----- Exercise materials
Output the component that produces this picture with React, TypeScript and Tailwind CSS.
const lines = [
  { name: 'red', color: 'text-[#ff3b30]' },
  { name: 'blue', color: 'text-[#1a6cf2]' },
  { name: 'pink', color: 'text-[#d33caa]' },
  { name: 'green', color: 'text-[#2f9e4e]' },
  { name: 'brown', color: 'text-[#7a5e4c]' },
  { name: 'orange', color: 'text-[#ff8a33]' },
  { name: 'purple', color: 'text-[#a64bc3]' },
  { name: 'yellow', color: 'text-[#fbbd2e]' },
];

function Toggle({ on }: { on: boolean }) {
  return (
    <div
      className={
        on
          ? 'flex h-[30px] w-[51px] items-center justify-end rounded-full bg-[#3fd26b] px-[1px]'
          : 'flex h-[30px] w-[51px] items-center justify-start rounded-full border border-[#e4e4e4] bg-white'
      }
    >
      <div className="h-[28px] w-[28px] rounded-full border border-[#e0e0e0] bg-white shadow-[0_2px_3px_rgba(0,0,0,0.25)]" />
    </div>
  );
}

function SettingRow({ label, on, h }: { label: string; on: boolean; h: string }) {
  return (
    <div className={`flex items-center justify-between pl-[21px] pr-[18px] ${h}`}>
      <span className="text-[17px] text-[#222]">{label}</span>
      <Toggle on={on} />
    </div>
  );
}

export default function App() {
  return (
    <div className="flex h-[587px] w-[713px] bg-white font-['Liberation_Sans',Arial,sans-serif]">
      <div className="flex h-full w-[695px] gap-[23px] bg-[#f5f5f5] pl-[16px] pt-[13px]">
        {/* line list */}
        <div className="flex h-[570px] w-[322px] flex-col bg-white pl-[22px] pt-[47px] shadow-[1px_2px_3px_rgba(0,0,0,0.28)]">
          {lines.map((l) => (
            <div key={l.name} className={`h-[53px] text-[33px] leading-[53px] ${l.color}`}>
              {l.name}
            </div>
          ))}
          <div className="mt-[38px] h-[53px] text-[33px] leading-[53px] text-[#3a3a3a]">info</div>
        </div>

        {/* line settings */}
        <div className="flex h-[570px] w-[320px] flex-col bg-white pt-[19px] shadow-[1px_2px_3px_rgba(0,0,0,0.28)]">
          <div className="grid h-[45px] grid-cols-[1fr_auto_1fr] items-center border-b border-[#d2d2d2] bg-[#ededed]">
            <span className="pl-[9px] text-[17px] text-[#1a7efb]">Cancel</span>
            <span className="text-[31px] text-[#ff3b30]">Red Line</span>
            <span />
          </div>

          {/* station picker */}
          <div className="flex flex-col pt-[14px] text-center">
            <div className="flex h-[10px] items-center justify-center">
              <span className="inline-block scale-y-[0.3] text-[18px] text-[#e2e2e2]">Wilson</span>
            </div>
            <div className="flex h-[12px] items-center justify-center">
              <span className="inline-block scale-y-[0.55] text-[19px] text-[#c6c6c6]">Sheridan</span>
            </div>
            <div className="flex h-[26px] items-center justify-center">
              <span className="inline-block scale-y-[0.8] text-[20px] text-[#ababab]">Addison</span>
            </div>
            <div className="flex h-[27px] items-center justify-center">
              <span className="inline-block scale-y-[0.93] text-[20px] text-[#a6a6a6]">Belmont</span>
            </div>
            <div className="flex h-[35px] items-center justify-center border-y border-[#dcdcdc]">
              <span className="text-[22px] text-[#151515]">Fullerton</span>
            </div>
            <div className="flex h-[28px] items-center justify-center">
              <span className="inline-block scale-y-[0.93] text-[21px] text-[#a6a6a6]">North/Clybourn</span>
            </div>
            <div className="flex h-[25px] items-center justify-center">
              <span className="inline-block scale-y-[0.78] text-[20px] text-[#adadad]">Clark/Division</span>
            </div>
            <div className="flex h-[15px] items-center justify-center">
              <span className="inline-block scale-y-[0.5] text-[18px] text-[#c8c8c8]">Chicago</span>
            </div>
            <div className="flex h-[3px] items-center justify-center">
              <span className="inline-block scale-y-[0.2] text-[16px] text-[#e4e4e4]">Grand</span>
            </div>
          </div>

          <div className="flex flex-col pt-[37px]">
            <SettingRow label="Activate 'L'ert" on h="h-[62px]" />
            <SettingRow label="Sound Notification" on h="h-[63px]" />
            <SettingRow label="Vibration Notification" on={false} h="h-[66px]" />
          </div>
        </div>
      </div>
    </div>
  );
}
----------
----- Exercise materials
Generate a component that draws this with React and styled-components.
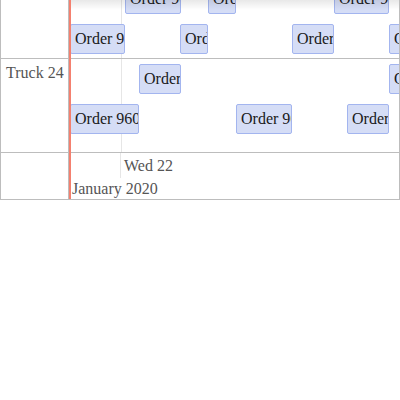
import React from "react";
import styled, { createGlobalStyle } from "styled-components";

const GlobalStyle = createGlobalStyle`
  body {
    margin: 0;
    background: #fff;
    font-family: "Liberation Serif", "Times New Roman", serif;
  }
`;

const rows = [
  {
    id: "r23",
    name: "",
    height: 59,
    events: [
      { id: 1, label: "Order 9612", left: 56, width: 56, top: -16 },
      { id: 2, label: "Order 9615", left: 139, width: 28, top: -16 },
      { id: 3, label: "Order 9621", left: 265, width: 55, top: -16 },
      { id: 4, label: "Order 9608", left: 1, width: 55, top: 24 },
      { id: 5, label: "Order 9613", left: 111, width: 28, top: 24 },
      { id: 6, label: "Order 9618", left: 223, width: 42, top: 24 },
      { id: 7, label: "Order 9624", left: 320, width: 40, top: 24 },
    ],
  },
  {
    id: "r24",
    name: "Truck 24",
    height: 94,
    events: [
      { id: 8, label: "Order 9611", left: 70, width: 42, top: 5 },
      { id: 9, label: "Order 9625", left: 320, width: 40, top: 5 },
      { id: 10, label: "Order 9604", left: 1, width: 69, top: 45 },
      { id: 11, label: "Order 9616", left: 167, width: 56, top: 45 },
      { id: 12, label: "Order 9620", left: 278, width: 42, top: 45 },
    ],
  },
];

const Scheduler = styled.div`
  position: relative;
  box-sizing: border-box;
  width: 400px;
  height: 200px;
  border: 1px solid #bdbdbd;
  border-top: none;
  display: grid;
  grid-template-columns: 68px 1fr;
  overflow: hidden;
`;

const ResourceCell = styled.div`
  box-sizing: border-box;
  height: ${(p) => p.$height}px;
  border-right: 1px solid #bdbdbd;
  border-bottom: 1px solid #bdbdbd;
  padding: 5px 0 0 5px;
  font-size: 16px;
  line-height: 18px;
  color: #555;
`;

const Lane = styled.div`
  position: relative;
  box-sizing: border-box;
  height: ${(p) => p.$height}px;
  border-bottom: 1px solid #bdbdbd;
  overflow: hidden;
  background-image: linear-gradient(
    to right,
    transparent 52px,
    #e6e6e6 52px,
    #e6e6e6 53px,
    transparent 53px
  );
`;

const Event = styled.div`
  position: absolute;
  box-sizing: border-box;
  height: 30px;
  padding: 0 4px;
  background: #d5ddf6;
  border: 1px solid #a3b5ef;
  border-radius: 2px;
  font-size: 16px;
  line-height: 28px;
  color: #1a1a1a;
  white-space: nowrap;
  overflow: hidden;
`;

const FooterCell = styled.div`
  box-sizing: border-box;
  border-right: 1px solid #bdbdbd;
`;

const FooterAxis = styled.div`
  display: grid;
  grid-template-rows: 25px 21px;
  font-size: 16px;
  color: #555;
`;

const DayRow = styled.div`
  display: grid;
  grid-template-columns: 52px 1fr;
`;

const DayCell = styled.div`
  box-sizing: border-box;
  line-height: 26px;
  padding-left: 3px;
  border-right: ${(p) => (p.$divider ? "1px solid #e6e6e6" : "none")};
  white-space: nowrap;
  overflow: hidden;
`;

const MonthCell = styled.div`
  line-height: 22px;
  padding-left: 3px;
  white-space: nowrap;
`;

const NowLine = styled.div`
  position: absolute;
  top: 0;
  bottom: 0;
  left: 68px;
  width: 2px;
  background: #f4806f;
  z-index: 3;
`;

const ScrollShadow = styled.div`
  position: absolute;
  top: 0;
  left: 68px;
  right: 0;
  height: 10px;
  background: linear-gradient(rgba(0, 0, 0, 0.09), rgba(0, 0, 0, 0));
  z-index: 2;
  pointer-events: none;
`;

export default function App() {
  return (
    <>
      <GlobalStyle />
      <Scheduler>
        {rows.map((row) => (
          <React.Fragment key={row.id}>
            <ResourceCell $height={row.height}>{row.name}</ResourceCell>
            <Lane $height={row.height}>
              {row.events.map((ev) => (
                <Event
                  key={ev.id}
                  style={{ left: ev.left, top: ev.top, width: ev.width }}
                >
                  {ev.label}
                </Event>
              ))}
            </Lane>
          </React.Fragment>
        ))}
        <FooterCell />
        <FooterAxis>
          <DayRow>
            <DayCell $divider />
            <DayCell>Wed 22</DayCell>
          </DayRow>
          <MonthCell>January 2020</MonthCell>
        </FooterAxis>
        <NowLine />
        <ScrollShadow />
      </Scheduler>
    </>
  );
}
----------
Requirement. Scan the material and collect every line that contains "this".

The completed task.
Output the component that produces this picture with React, TypeScript and Tailwind CSS.
Generate a component that draws this with React and styled-components.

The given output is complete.